This particular 286 machine however has a Phoenix 80286 ROM BIOS PLUS Version 3.10.22, and unfortunately it doesn't allow for "User Type" in the Hard Disk geometry - it only allows for selection of one of the 47 types of predefined hard disks. The machine came with an old Seagate ST-157 45mb IDE stepper which works and boots to DOS when Type 36 is selected in the setup.

I tried with 3 different IDE card readers, 2 different multi-IO ISA cards, and 2 different CF cards - a Sandisk Ultra 512mb and a Transcend Industrial 128mb. At first I tried just putting the cards in the reader but of course it gave a "Hard disk failure" message at boot. Then I thought I would use the geometry data of some existing hard disk types from the 286 bios to Fdisk the cards accordingly in my socket 7 machine.

So I transfered the Transcend card in the Socket 7 PC, chose "Normal" instead of "LBA" in the BIOS and "User" instead of "Auto". I manually entered the data from the existing "type 41" from the 286 BIOS: 917 Cylinders, 15 Heads, 0 for Precomp (which is actually -1 in the 286 but I wasn't able to enter a negative value), 918 for Landing Zone and 17 Sectors. Which gives a size of 119mb, which is below the card actual capacity (128mb). I ran Fdisk on the card, created one primary DOS partition the formatted /S to put the sytem files on it. The Card then booted to DOS 6.22 in the socket 7 machine without a hassle.

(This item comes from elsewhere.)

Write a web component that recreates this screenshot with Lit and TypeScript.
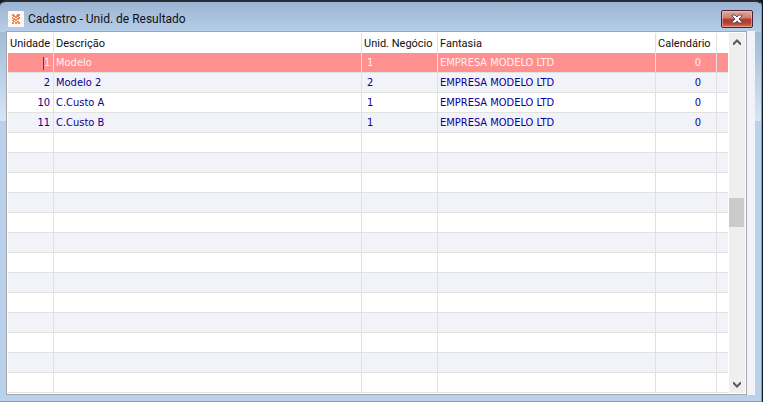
import { LitElement, html, css, nothing } from "lit";
import { customElement, property } from "lit/decorators.js";

interface Unit {
  id: string;
  name: string;
  business: string;
  company: string;
  calendar: string;
}

const UNITS: Unit[] = [
  { id: "1", name: "Modelo", business: "1", company: "EMPRESA MODELO LTD", calendar: "0" },
  { id: "2", name: "Modelo 2", business: "2", company: "EMPRESA MODELO LTD", calendar: "0" },
  { id: "10", name: "C.Custo A", business: "1", company: "EMPRESA MODELO LTD", calendar: "0" },
  { id: "11", name: "C.Custo B", business: "1", company: "EMPRESA MODELO LTD", calendar: "0" },
];

const EMPTY_ROWS = 13;

@customElement("title-bar")
export class TitleBar extends LitElement {
  @property() heading = "";

  static styles = css`
    :host {
      display: flex;
      align-items: center;
      box-sizing: border-box;
      height: 29px;
      padding: 4px 2px 0;
      font: 12px/16px Roboto, "Noto Sans", sans-serif;
      color: #101018;
    }
    .logo {
      width: 16px;
      height: 16px;
      margin-right: 4px;
      flex: none;
    }
    .title {
      flex: 1;
      margin: 0;
      font: inherit;
      white-space: nowrap;
    }
    .close {
      display: flex;
      align-items: center;
      justify-content: center;
      box-sizing: border-box;
      width: 32px;
      height: 18px;
      padding: 0;
      border: 1px solid #4a2430;
      border-radius: 2px;
      background: linear-gradient(#e0aaa2 0%, #cd7a70 45%, #b43a30 50%, #b8402f 75%, #d2705c 100%);
      box-shadow: inset 0 0 0 1px rgba(255, 215, 205, 0.45);
    }
  `;

  render() {
    return html`
      <svg class="logo" viewBox="0 0 16 16" aria-hidden="true">
        <rect width="16" height="16" rx="1" fill="#fdf8f6" />
        <g fill="#f58a50">
          <path d="M4 3h2v1h1v1h1V4h1V3h3v2h-1v1h-2v1H7V6H5V5H4z" />
          <path d="M4 6h1v1h2v1h2V7h1V6h2v2h-1v1H9v1H7V9H6v1H4V9h1V8H4z" />
          <path d="M4 11h1v-1h2v1H6v2H4zM7 11h2v-1h2v1h1v2h-2v-1H9v1H7z" />
        </g>
      </svg>
      <h1 class="title">${this.heading}</h1>
      <button class="close" aria-label="Fechar">
        <svg width="12" height="10" viewBox="0 0 12 10" aria-hidden="true">
          <path d="M1 1h3l2 2 2-2h3v1L8 5l3 3v1H8L6 7 4 9H1V8l3-3-3-3z" fill="#f8f8f8" stroke="#58505c" />
        </svg>
      </button>
    `;
  }
}

@customElement("scroll-rail")
export class ScrollRail extends LitElement {
  static styles = css`
    :host {
      display: flex;
      flex-direction: column;
      width: 16px;
      background: #efefef;
    }
    .arrow {
      display: flex;
      align-items: center;
      justify-content: center;
      height: 17px;
      padding: 0;
      border: 0;
      background: transparent;
    }
    .track {
      flex: 1;
      display: flex;
      flex-direction: column;
    }
    .before {
      flex: 148;
    }
    .thumb {
      width: 15px;
      height: 29px;
      background: #cbcbcb;
    }
    .after {
      flex: 149;
    }
  `;

  render() {
    return html`
      <button class="arrow" aria-label="Acima">
        <svg width="8" height="6" viewBox="0 0 8 6"><path d="M0 5V4l4-4 4 4v2H7L4 3 1 6H0z" fill="#5a5a5a" /></svg>
      </button>
      <div class="track">
        <div class="before"></div>
        <div class="thumb"></div>
        <div class="after"></div>
      </div>
      <button class="arrow" aria-label="Abaixo">
        <svg width="8" height="6" viewBox="0 0 8 6"><path d="M0 1v1l4 4 4-4V0H7L4 3 1 0H0z" fill="#5a5a5a" /></svg>
      </button>
    `;
  }
}

@customElement("unit-table")
export class UnitTable extends LitElement {
  static styles = css`
    :host {
      display: block;
      font: 11px/16px "DejaVu Sans Condensed", "Noto Sans", sans-serif;
    }
    table {
      width: 100%;
      table-layout: fixed;
      border-spacing: 0;
    }
    .c-id { width: 46px; }
    .c-business { width: 76px; }
    .c-company { width: 218px; }
    .c-calendar { width: 61px; }
    .c-end { width: 11px; }
    th, td {
      box-sizing: border-box;
      height: 20px;
      padding: 1px 2px 0;
      border-right: 1px solid #e1e1e1;
      text-align: left;
      font-weight: normal;
      white-space: nowrap;
      overflow: hidden;
    }
    th {
      font: 11px/16px Roboto, "Noto Sans", sans-serif;
      color: #101010;
    }
    th:last-child, td:last-child { border-right: 0; }
    td {
      border-bottom: 1px solid #e1e1e1;
      color: #0a0096;
    }
    tr:nth-child(even) td { background: #f2f3f9; }
    .selected td {
      background: #ff9090;
      color: #fff0f0;
    }
    td.id { text-align: right; padding-right: 3px; }
    td.business { padding-left: 5px; }
    td.calendar { text-align: right; padding-right: 15px; }
    .editor {
      display: flex;
      justify-content: flex-end;
      align-items: center;
    }
    .caret {
      width: 1px;
      height: 13px;
      background: #00686c;
    }
    .field {
      width: 6px;
      height: 16px;
      padding: 0;
      border: 0;
      outline: 0;
      background: transparent;
      font: inherit;
      color: inherit;
      text-align: right;
    }
  `;

  private row(unit: Unit, index: number) {
    const selected = index === 0;
    return html`
      <tr class=${selected ? "selected" : nothing}>
        <td class="id">
          ${selected
            ? html`<div class="editor">
                <span class="caret"></span><input class="field" aria-label="Unidade" .value=${unit.id} />
              </div>`
            : unit.id}
        </td>
        <td>${unit.name}</td>
        <td class="business">${unit.business}</td>
        <td>${unit.company}</td>
        <td class="calendar">${unit.calendar}</td>
        <td></td>
      </tr>
    `;
  }

  render() {
    return html`
      <table>
        <colgroup>
          <col class="c-id" /><col /><col class="c-business" />
          <col class="c-company" /><col class="c-calendar" /><col class="c-end" />
        </colgroup>
        <thead>
          <tr>
            <th scope="col">Unidade</th>
            <th scope="col">Descrição</th>
            <th scope="col">Unid. Negócio</th>
            <th scope="col">Fantasia</th>
            <th scope="col">Calendário</th>
            <th></th>
          </tr>
        </thead>
        <tbody>
          ${UNITS.map((unit, index) => this.row(unit, index))}
          ${Array.from(
            { length: EMPTY_ROWS },
            () => html`<tr><td></td><td></td><td></td><td></td><td></td><td></td></tr>`
          )}
        </tbody>
      </table>
    `;
  }
}

@customElement("app-root")
export class AppRoot extends LitElement {
  static styles = css`
    :host {
      display: block;
      background: #101820;
      padding-right: 1px;
    }
    .window {
      display: flex;
      flex-direction: column;
      box-sizing: border-box;
      min-height: 100vh;
      padding: 0 6px 6px;
      border-top: 2px solid #2c2c34;
      border-right: 1px solid #2fc0dc;
      border-bottom: 1px solid #2fc0dc;
      border-radius: 6px 6px 0 0;
      background: linear-gradient(#9ab3d1 0, #b7cfea 30px, transparent 30px),
        linear-gradient(#a2bad7 30px, #d6e6f6 119px, #b9d1ea 119px);
    }
    .client {
      display: flex;
      flex: 1;
      padding-right: 8px;
      background: #f2f3f9;
    }
    .grid {
      display: flex;
      flex: 1;
      gap: 1px;
      padding: 1px;
      border: 1px solid #a3a5ab;
      background: #fff;
    }
    unit-table { flex: 1; }
  `;

  render() {
    return html`
      <main class="window">
        <title-bar heading="Cadastro - Unid. de Resultado"></title-bar>
        <div class="client">
          <div class="grid">
            <unit-table></unit-table>
            <scroll-rail></scroll-rail>
          </div>
        </div>
      </main>
    `;
  }
}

Just to be sure, I did the exact same thing with the Sandisk card, this time choosing a different geometry that doesn't have "-1" for precomp. I chose type 34 - 965 Cylinders, 10 Heads, 0 Precomp, 965 Landing Zone; which gives a size of around 80mb. Again, the card boots to DOS in the Socket 7 PC.

When transferred to the 286 however, both cards refuse to boot, even though I configure the BIOS with the matching geometry. If I boot with a floppy, I can access the card as C:, type a DIR command which lists the contents with the correct partition size. However if I try to read anything on it, the system hangs for a few seconds and then gives some "drive C: read error" message.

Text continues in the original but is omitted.